Ale skoro Lulu Club jest na ulicy Partyzantów to kawał drogi spod Galaxy Zresztą może być tam sporo ludzi
A co byście powiedzieli żeby się spotkać pod rektoratem na Rybackiej? 700m do klubu i sami medycy w pobliżu
Taka luźna propozycja
Dobry pomysł!
ps. A gdyby nadal pozostawała kwestia tego, jak się rozpoznamy, to znajoma lekarka mówi, że 1 rok na studiach wyróżnia się przede wszystkim wielkimi, przestraszonymi oczami i zbłąkanym wzrokiem - znak rozpoznawczy jak się patrzy
magdalena26 pisze:Najlepiej chyba dogadac sie jakos na facebooku, kazdy ma tam swoje zdjecia to mniej wiecej da rade sie poznac potem.
To akurat wydaje mi się cieżkie logistycznie
Ale prawdę mówiąc, to ile osób będzie stało pod rektoratem w sobotę o 21.00? Bez trudu się ogarniemy Jeśli ktoś będzie przechodził, to niech ktoś z naszej grupy kichnie To będzie znak rozpoznawczy.
"Na legitymację można wejść z osobą towarzyszącą. Studenci I roku mogą wejść na podstawie zaświadczenia o przyjęciu na studia lub na zaproszenia (będą dostępne na portierniach akademików). Jedno zaproszenie jest ważne na dwie osoby."
Legitki TEORETYCZNIE będziemy mieć od soboty ale w razie czego przygotujmy zaświadczenia o przyjęciu, chyba że byłby ktoś z akademików i mógł się zaopatrzyć w większą liczbę zaproszeń
Ostrzegam, że na premedykację przychodzą tłumnie tłumy w tłumach- strasznie dużo ludzi !p także i tak jakieś spotkanie wcześniej sobie urzadzcie, bo różnie może byc na premedykcji nawet nie wiem czy wszystkim udało sie wejsc do lulu rok temu, bo tyle osób przyszło.

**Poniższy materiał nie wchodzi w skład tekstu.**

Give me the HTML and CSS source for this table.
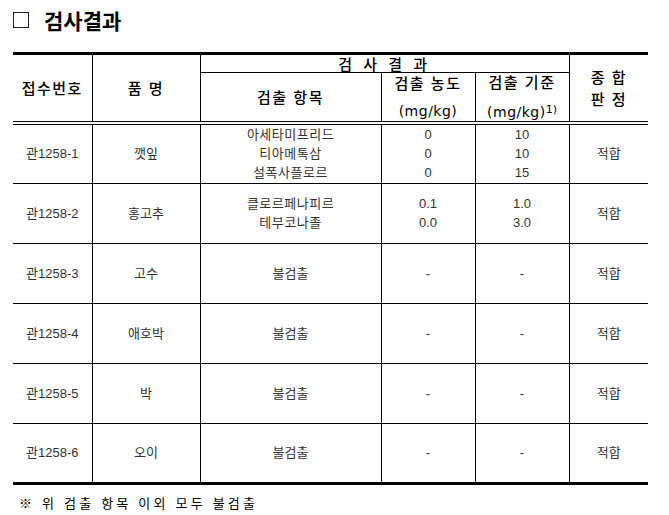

Tak nam poradziła Kirsten - moze rozwiązaniem byłoby umówienie się wcześniej , niż na 21.00 - trochę byśmy postali, ale i tak się zintegrować można Co Wy na to?
W sumie racja, może lepiej umówmy się pod rektoratem na rybackiej może nawet trochę wcześniej niż 20.30, żebyśmy się jakoś zebrali, pogadali i poszli wspólnie do lulu?